Fondata nel 1886 da Robert Bosch come laboratorio di ingegneria, un anno dopo cominciò a occuparsi di magneti per l’accensione ad alta tensione; il primo, montato su un triciclo a motore, ha aperto la strada all’intera industria automobilistica. Controllato strettamente dagli eredi attraverso una fondazione, non quotato in Borsa, il gruppo è il numero uno mondiale nella componentistica con un fatturato di oltre 90 miliardi di euro e produce anche elettrodomestici (primo in Europa). Robert, acceso pacifista, fautore della riconciliazione tra Germania e Francia, credeva nella responsabilità sociale dell’impresa, fu uno dei primi a introdurre la giornata lavorativa di otto ore e rifiutò di trarre profitto dalle produzioni belliche. Il nazismo, al quale si opponeva, alla fine piegò anche Bosch all’economia di guerra. Robert sostenne quel che restava della resistenza interna e salvò molti ebrei, morì nel 1942 senza vedere l’abisso in cui Hitler aveva portato anche la sua impresa che poi divenne protagonista del Wirtschaftswunder, il miracolo tedesco degli anni 50. Dal 2022 le redini sono passate a una nuova generazione di manager, ma non aspettatevi dei giovanotti di belle speranze, la Bosch preferisce gli stagionati, per lo più che si sono fatti le ossa in casa. Nel primo semestre dell’anno ha registrato un calo di utili rispetto a un 2023 in netta crescita. Il gruppo ha investito molto nei veicoli elettrici, nell’idrogeno, nelle tecnologie ambientali seguendo la filosofia di famiglia e la cultura aziendale. Donald Trump con i dazi e la restaurazione energetica metterà alle corde anche l’intramontabile Bosch?
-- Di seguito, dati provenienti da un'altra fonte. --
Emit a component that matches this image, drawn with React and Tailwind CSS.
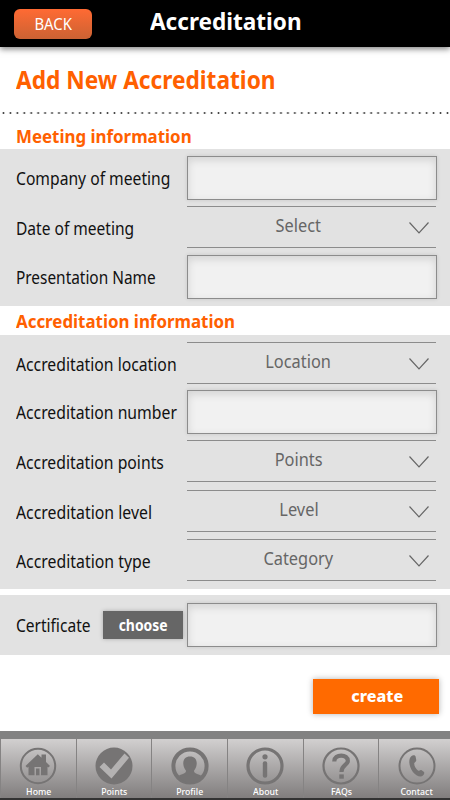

Daimler nelle mani della Deutsche Bank: un disastro dal quale l’ha salvata il fondo americano Cerberus. Poi gli sceicchi, nel 2018 arrivano i cinesi

Nella nostra rassegna a volo d’uccello abbiamo lasciato indietro un altro colosso: Mercedes-Benz, l’ex Daimler. Da tempo non è più in mano ai successori di Gottlieb Daimler e Karl Benz. Finita in mano alla Deutsche Bank, nel 1998 si fonde con la Chrysler. Un disastro dal quale la salva il fondo americano Cerberus che poi apre le porte prima all’emiro del Kuwait poi al fondo di Abu Dhabi. Gli sceicchi non sanno granché di industria, così nel 2018 arrivano i cinesi. La Geely, che un anno prima aveva preso la svedese Volvo, diventa il principale azionista di un gruppo che in Europa possiede anche due gioielli dell’auto britannica: Lotus e Aston Martin. La Daimler è stata anch’essa per un secolo un pilastro del Modell Deutschland: ne ha anticipato la potenza e, a partire dalla fine del secolo, le contraddizioni e le debolezze.

“E’ ora di cambiare il nostro modello”, ha ammesso il cancelliere Olaf Scholz. Ma come? La Germania ha pagato cara l’unificazione sia con una tassa ad hoc, sia con ingenti prestiti bancari che hanno fatto vacillare la Deutsche Bank e crollare la Commerzbank, sia con una paradossale scelta monetaria. Helmut Kohl volle il cambio alla pari tra un marco dell’est che non valeva nulla e un marco dell’ovest che era la valuta più forte d’Europa, una mossa politicamente audace ma economicamente sbagliata, un favore per il quale gli Ossis (come vengono chiamati i tedeschi orientali che si contrappongono ai Wessis) non lo hanno mai ringraziato: tra post comunisti e neo nazisti la Germania est rischia di trascinare in un gorgo estremista l’intero paese. Quando nacque l’euro la Germania era la malata d’Europa, mentre l’Italia si tassava per poter entrare nell’unione monetaria insieme ai primi. E’ un passato che non passa, aggravato dalla crisi finanziaria del 2008-2010 e dalla fine della grande illusione tedesca: nascondere i guai interni con il gas russo a basso prezzo e gli investimenti cinesi ad alto rendimento. Adesso non solo der Kanzler, ma anche das Kapital dovrà ripensare se stesso.